The older boy had volunteered me to make two things he personally likes: chocolate chip peppermint cookies and cranberry-orange bread, but in huge quantities and it took forever. The younger boy had stated that he was going to take some of his own money to the bake sale so he could buy all my cookies. I suggested he save his money and eat some cookies at home for free. He is not one to be deterred, however. I refer you to any previous post that mentions him.

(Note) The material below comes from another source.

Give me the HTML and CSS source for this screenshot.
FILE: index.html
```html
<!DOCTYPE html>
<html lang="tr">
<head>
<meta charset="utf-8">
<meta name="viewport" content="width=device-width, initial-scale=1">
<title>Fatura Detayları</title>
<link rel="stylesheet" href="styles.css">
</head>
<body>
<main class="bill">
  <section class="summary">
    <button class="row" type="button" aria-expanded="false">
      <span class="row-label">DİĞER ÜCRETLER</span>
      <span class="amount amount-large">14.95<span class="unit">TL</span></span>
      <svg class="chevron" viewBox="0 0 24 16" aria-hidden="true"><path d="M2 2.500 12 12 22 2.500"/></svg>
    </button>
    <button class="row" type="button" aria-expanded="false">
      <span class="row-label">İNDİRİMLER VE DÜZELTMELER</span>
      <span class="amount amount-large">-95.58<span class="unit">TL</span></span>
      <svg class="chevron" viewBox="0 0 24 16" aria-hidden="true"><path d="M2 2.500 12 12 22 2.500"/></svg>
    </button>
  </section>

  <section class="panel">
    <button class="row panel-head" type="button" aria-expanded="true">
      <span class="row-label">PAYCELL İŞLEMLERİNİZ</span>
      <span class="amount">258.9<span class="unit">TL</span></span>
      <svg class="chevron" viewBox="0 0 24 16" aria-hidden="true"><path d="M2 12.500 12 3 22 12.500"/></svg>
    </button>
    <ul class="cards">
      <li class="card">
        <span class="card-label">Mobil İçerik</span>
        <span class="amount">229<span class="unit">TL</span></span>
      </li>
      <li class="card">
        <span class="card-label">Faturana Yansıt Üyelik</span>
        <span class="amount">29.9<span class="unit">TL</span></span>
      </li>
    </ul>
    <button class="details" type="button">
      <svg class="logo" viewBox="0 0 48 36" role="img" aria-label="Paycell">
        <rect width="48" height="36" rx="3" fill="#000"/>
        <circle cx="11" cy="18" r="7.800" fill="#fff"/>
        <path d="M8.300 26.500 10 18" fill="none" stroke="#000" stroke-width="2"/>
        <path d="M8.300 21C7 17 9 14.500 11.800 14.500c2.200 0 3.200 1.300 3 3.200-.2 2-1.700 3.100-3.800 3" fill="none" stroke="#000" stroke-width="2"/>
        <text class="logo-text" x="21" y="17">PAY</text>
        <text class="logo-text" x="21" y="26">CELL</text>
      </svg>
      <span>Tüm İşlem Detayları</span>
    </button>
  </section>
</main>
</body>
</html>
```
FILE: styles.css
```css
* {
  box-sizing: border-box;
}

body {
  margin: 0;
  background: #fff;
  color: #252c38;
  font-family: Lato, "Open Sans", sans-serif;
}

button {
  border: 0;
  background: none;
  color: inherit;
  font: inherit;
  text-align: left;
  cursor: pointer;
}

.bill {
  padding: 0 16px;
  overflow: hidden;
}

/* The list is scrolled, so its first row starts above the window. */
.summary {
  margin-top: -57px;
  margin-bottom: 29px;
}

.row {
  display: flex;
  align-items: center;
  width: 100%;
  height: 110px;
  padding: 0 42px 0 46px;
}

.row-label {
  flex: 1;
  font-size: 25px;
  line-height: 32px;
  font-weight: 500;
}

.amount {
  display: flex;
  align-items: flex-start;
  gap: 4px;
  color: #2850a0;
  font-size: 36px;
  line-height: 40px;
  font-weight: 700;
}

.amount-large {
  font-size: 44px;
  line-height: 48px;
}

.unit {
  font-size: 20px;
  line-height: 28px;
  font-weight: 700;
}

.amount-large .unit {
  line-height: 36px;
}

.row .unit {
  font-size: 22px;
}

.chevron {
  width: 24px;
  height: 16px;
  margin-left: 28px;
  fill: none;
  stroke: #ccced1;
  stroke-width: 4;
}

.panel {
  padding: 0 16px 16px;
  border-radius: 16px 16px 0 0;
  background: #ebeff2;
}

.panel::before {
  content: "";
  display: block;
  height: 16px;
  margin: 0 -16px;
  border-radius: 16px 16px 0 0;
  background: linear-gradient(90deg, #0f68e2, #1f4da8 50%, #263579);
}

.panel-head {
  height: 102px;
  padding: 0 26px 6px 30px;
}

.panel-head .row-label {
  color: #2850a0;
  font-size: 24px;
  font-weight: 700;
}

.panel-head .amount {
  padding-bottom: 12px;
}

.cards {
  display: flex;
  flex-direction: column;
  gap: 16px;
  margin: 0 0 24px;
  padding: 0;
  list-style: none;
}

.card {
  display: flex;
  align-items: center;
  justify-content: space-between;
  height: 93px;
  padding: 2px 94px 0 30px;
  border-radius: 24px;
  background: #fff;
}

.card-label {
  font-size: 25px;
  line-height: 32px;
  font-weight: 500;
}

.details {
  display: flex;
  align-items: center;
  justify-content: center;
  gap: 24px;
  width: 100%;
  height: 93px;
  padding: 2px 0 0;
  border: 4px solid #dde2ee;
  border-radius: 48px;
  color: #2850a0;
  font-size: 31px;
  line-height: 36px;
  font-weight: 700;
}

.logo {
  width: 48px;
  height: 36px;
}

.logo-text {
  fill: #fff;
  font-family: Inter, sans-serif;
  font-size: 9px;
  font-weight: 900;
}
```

While I sliced cranberries and sifted cocoa, I tried to figure out how much money my cookies and bread could possibly bring in, not even attempting to calculate the cost of the ingredients and of course not attempting to calculate the cost of my time. I truly enjoy baking, but. . .wouldn't it make more sense to just write a check? What if the school sent home a note that read, "Please send a check in the amount of the ingredients you would purchase to make two or three baked goods plus fifty percent markup plus the cost of your time if you are gainfully employed and not a housewife whose husband must slave away to support her Aussie habit"? I would have written that check in a heartbeat, and Ivy, Revel and I could have spent those many hours working on stuff like "give me a kiss," "spin" and, in Ivy's case, COME.

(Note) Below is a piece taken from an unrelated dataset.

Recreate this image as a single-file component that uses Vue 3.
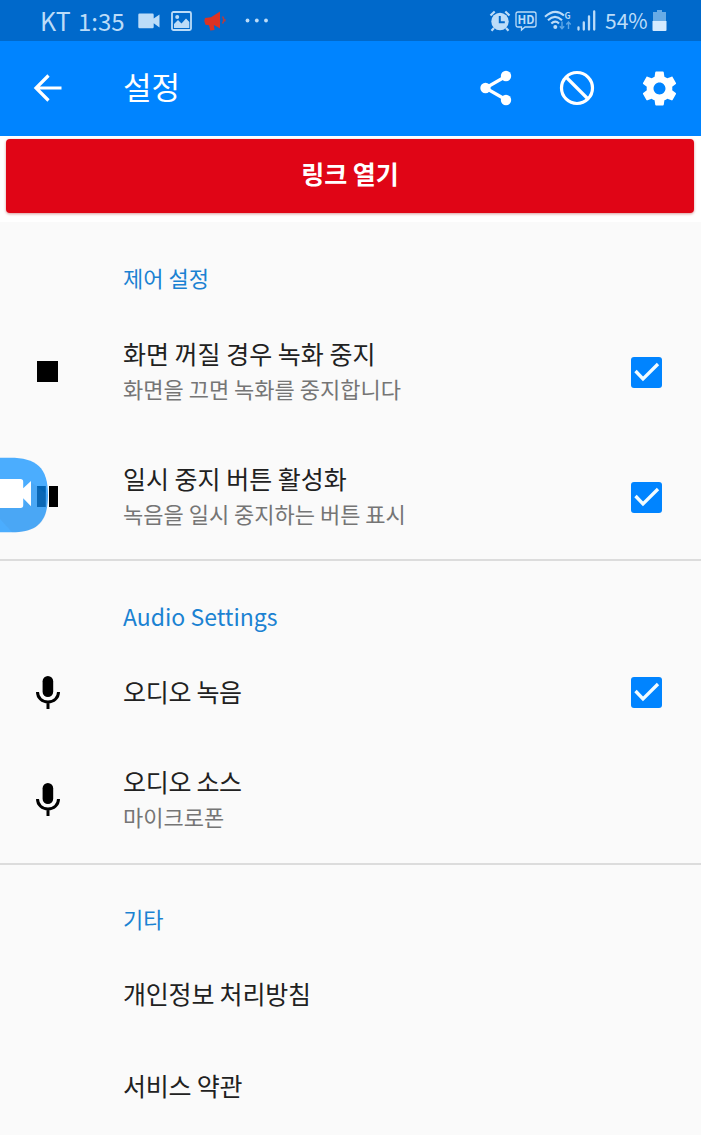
<script setup>
import { ref } from 'vue';

const sections = ref([
  {
    title: '제어 설정',
    key: 'control',
    items: [
      { icon: 'stop', title: '화면 꺼질 경우 녹화 중지', summary: '화면을 끄면 녹화를 중지합니다', checked: true },
      { icon: 'pause', title: '일시 중지 버튼 활성화', summary: '녹음을 일시 중지하는 버튼 표시', checked: true },
    ],
  },
  {
    title: 'Audio Settings',
    key: 'audio',
    items: [
      { icon: 'mic', title: '오디오 녹음', checked: true },
      { icon: 'mic', title: '오디오 소스', summary: '마이크로폰' },
    ],
  },
  {
    title: '기타',
    key: 'etc',
    items: [{ title: '개인정보 처리방침' }, { title: '서비스 약관' }],
  },
]);

const toggle = (item) => {
  if (item.checked !== undefined) item.checked = !item.checked;
};
</script>

<template>
  <div class="screen">
    <div class="status-bar">
      <div class="status-left">
        <span class="carrier">KT</span>
        <span class="clock">1:35</span>
        <svg class="st-video" width="22" height="16" viewBox="0 0 22 16">
          <path d="M1.5 0.5h13a1.2 1.2 0 0 1 1.2 1.2V5.5L21.5 1.5v13L15.7 10.3V14a1.2 1.2 0 0 1-1.2 1.2h-13A1.2 1.2 0 0 1 .3 14V1.7A1.2 1.2 0 0 1 1.5.5z" />
        </svg>
        <svg class="st-image" width="21" height="20" viewBox="0 0 21 20">
          <rect x="1" y="1" width="19" height="18" rx="1.5" fill="none" stroke="#bcdcf8" stroke-width="1.8" />
          <circle cx="6.2" cy="6" r="2" />
          <path d="M3 17V13L7 9l3.500 3.500L15 7.500l3.300 3.500V17z" />
        </svg>
        <svg class="st-horn" width="22" height="20" viewBox="0 0 22 20">
          <path fill="#dc3222" d="M1 7l6-.8L16 .5v17L10.500 14.200l-.7 0 .8 4.800-4.300.5-1.300-5.300-3.500-.4L.3 10z" />
          <path d="M18.500 5.500q2.500 3.200 0 7M20.800 8v2.500" fill="none" stroke="#dc3222" stroke-opacity="0.800" stroke-width="1.500" />
        </svg>
        <svg class="st-more" width="24" height="5" viewBox="0 0 24 5">
          <circle cx="2.500" cy="2.500" r="1.900" />
          <circle cx="11.800" cy="2.500" r="1.900" />
          <circle cx="21" cy="2.500" r="1.900" />
        </svg>
      </div>
      <div class="status-right">
        <svg width="22" height="22" viewBox="0 0 22 22">
          <circle cx="11" cy="11.500" r="8.700" />
          <path d="M1.500 5.500l4.200-4M20.500 5.500l-4.200-4M5 18l-2.500 2.800M17 18l2.500 2.800" stroke="#bcdcf8" stroke-width="2.200" fill="none" />
          <path d="M10.800 6v6.300h5" stroke="#036acb" stroke-width="2" fill="none" />
        </svg>
        <svg class="st-hd" width="22" height="20" viewBox="0 0 22 20">
          <path d="M3 1h16q2 0 2 2v11q0 2-2 2h-9l-3.500 3V16H3q-2 0-2-2V3q0-2 2-2z" fill="none" stroke="#bcdcf8" stroke-width="1.300" />
          <text x="11" y="12.800" text-anchor="middle" font-size="11.500" font-weight="700">HD</text>
        </svg>
        <svg class="st-wifi" width="28" height="22" viewBox="0 0 28 22">
          <g fill="none" stroke="#bcdcf8" stroke-width="2.100">
            <path d="M1 6.700Q11 -2.500 20 5.500" />
            <path d="M4 10.200Q11 3.500 18 10.200" />
            <path d="M7.300 13.500Q11.300 9.800 15 13.500" />
          </g>
          <circle cx="11.300" cy="17" r="2" />
          <text x="20.500" y="9" font-size="8.500" font-weight="700">G</text>
          <path d="M18 11.500v7M15.800 16.300l2.200 2.500 2.200-2.500M24.500 19v-7M22.300 14.500l2.200-2.500 2.200 2.500" fill="none" stroke="#5fa7e6" stroke-width="1.400" />
        </svg>
        <svg class="st-signal" width="20" height="21" viewBox="0 0 20 21">
          <path d="M1.500 17.500v2M6.800 12.500v7M12 6.500v13M17.200 1.500v18" stroke="#bcdcf8" stroke-width="2.300" stroke-linecap="round" />
        </svg>
        <span class="battery-text">54%</span>
        <svg class="st-battery" width="15" height="22" viewBox="0 0 15 22">
          <path d="M5 0h5v2h4v10H1V2h4z" fill="#68abe6" />
          <path d="M.5 11h14v9q0 1-1 1h-12q-1 0-1-1z" fill="#d4eaff" />
        </svg>
      </div>
    </div>

    <header class="app-bar">
      <svg class="back" width="28" height="28" viewBox="0 0 28 28">
        <path d="M14.500 1.500L2 14l12.500 12.500M2 14h25.500" fill="none" stroke="#fff" stroke-width="3.200" />
      </svg>
      <h1>설정</h1>
      <div class="actions">
        <svg width="32" height="36" viewBox="0 0 32 36">
          <path d="M26.500 6L5.500 18l21 12" fill="none" stroke="#fff" stroke-width="3.200" />
          <circle cx="26" cy="6" r="5.200" fill="#fff" />
          <circle cx="5.500" cy="18" r="5.200" fill="#fff" />
          <circle cx="26" cy="30" r="5.200" fill="#fff" />
        </svg>
        <svg width="36" height="36" viewBox="0 0 36 36">
          <circle cx="18" cy="18" r="15.500" fill="none" stroke="#fff" stroke-width="3.200" />
          <path d="M7 7l22 22" stroke="#fff" stroke-width="3.200" />
        </svg>
        <svg width="41" height="41" viewBox="0 0 24 24">
          <path fill="#fff" d="M19.430 12.980c.04-.32.07-.64.07-.98s-.03-.66-.07-.98l2.110-1.650c.19-.15.24-.42.12-.64l-2-3.460c-.12-.22-.39-.3-.61-.22l-2.490 1c-.52-.4-1.080-.73-1.690-.98l-.38-2.650C14.460 2.180 14.250 2 14 2h-4c-.25 0-.46.18-.49.42l-.38 2.650c-.61.25-1.170.59-1.690.98l-2.490-1c-.23-.09-.49 0-.61.22l-2 3.460c-.13.22-.07.49.12.64l2.110 1.650c-.04.32-.07.65-.07.98s.03.66.07.98l-2.110 1.650c-.19.15-.24.42-.12.64l2 3.460c.12.22.39.3.61.22l2.490-1c.52.4 1.080.73 1.690.98l.38 2.650c.03.24.24.42.49.42h4c.25 0 .46-.18.49-.42l.38-2.650c.61-.25 1.170-.59 1.690-.98l2.490 1c.23.09.49 0 .61-.22l2-3.460c.12-.22.07-.49-.12-.64l-2.110-1.650zM12 15.500c-1.930 0-3.500-1.570-3.500-3.500s1.570-3.500 3.500-3.500 3.500 1.570 3.500 3.500-1.570 3.500-3.500 3.500z" />
        </svg>
      </div>
    </header>

    <div class="banner">
      <button class="banner-btn">링크 열기</button>
    </div>

    <main>
      <section v-for="section in sections" :key="section.key" :class="section.key">
        <h2>{{ section.title }}</h2>
        <div v-for="item in section.items" :key="item.title" class="row" @click="toggle(item)">
          <div class="row-icon">
            <svg v-if="item.icon === 'stop'" width="21" height="21"><rect width="21" height="21" /></svg>
            <svg v-else-if="item.icon === 'pause'" width="21" height="21">
              <rect width="8.800" height="21" />
              <rect x="12" width="9" height="21" />
            </svg>
            <svg v-else-if="item.icon === 'mic'" width="24" height="33" viewBox="0 0 24 33">
              <rect x="6.600" y="0" width="10.600" height="21" rx="5.300" />
              <path d="M1.500 16c0 6 4.800 10 10.500 10s10.500-4 10.500-10M12 26v7" fill="none" stroke="#000" stroke-width="3" />
            </svg>
          </div>
          <div class="row-text">
            <p class="title">{{ item.title }}</p>
            <p v-if="item.summary" class="summary">{{ item.summary }}</p>
          </div>
          <div v-if="item.checked !== undefined" class="checkbox" :class="{ on: item.checked }">
            <svg v-if="item.checked" width="31" height="31" viewBox="0 0 31 31">
              <path d="M4.500 14l7.500 8L27 7" fill="none" stroke="#f2fcff" stroke-width="3.300" />
            </svg>
          </div>
        </div>
      </section>
    </main>

    <!-- floating recorder bubble, docked at the left edge -->
    <svg class="bubble" width="49" height="76" viewBox="0 0 49 76">
      <path d="M0 .7H10C36 .7 48 10 48 38S36 75.300 12 75.300H0z" fill="#008cff" fill-opacity="0.700" />
      <path d="M0 62l12 13.300C30 75.300 42 70 46 56L48 38 31 25 23 51H0z" fill="#4a86c4" fill-opacity="0.150" />
      <path d="M0 22h20.500q2.700 0 2.700 2.700v6.500L31 24v25.300l-7.800-8V48.300q0 2.700-2.700 2.700H0z" fill="#fff" />
    </svg>
  </div>
</template>

<style>
body {
  margin: 0;
  background: #fafafa;
}
</style>

<style scoped>
.screen {
  position: relative;
  width: 701px;
  height: 1135px;
  overflow: hidden;
  background: #fafafa;
  font-family: 'Noto Sans CJK KR', 'Noto Sans', sans-serif;
  color: #212121;
}

svg {
  display: block;
  flex: none;
  overflow: visible;
}

h1,
h2,
p {
  margin: 0;
  font-weight: 400;
  white-space: nowrap;
}

.status-bar {
  box-sizing: border-box;
  height: 41px;
  padding: 0 34px 0 40px;
  display: flex;
  align-items: center;
  justify-content: space-between;
  background: #0069cb;
  color: #bcdcf8;
  fill: #bcdcf8;
  font-size: 23px;
  line-height: 41px;
}

.status-left,
.status-right {
  display: flex;
  align-items: center;
}

.status-left {
  height: 40px;
}

.carrier {
  width: 38px;
  font-size: 25px;
}

.clock {
  width: 60px;
  font-size: 24px;
}

.st-image {
  margin-left: 11px;
}

.st-horn {
  margin-left: 12px;
}

.st-more {
  margin-left: 19px;
}

.st-hd {
  margin-left: 4px;
}

.st-wifi {
  margin-left: 7px;
}

.st-signal {
  margin-left: 5px;
}

.battery-text {
  width: 43px;
  margin-left: 8px;
  font-size: 21px;
}

.st-battery {
  margin-left: 4px;
}

.app-bar {
  box-sizing: border-box;
  height: 95px;
  padding: 0 21px 1px 34px;
  display: flex;
  align-items: center;
  background: #0084ff;
}

.app-bar h1 {
  height: 44px;
  margin-left: 61px;
  color: #fff;
  font-size: 31px;
  line-height: 40px;
}

.actions {
  display: flex;
  align-items: center;
  margin-left: auto;
  gap: 47px;
}

.actions svg:last-child {
  margin-left: -3px;
}

.banner {
  box-sizing: border-box;
  height: 86px;
  padding: 3px 7px 9px 6px;
  background: #fff;
}

.banner-btn {
  display: block;
  width: 100%;
  height: 74px;
  padding: 0 0 6px;
  border: none;
  border-radius: 4px;
  background: #e00516;
  box-shadow: 0 1px 3px rgba(160, 0, 0, 0.4);
  color: #fff;
  font-family: inherit;
  font-size: 25px;
  font-weight: 700;
}

section {
  box-sizing: border-box;
  padding-top: 27px;
  border-bottom: 2px solid #dcdcdc;
}

section h2 {
  height: 60px;
  padding-left: 123px;
  color: #1b82d2;
  font-size: 22px;
  line-height: 57px;
}

.row {
  display: flex;
  align-items: center;
  height: 125px;
}

.row-icon {
  width: 95px;
  display: flex;
  justify-content: center;
}

.row-text {
  flex: 1;
  margin-left: 28px;
  padding-bottom: 2px;
}

.title {
  font-size: 25px;
  line-height: 35px;
}

.summary {
  color: #757575;
  font-size: 22px;
  line-height: 35px;
}

.checkbox {
  box-sizing: border-box;
  width: 31px;
  height: 31px;
  margin: 1px 39px 0 0;
  border: 3px solid #757575;
  border-radius: 3px;
}

.checkbox.on {
  border: none;
  background: #0084ff;
}

.audio h2 {
  font-size: 23px;
}

.audio .row {
  height: 88px;
}

.audio .row:last-child {
  height: 127px;
}

.audio .title {
  letter-spacing: -0.3px;
}

.etc {
  padding-top: 25px;
  border-bottom: none;
}

.etc .row {
  height: 92px;
}

.etc .row-text {
  padding-bottom: 5px;
}

.etc .title {
  letter-spacing: -0.2px;
}

.bubble {
  position: absolute;
  left: 0;
  top: 457px;
}
</style>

|Messy recipe = yummy recipe.|
At the bake sale I bought a piece of homemade baklava and then went searching, after a while, for my older son (twelve, into hanging out with his friends and no need to keep tabs on his mama). I found him quietly munching a big fat piece of what looked like cranberry-orange bread.
"Did you buy a piece of my bread?" I asked.
Mouth too full to speak coherently, he nodded and gave me a happy "Mmmm hmmm."
Whether I've helped the school or not, my boy fan club made the day of baking worthwhile. The dogs might disagree, but this time, that's okay.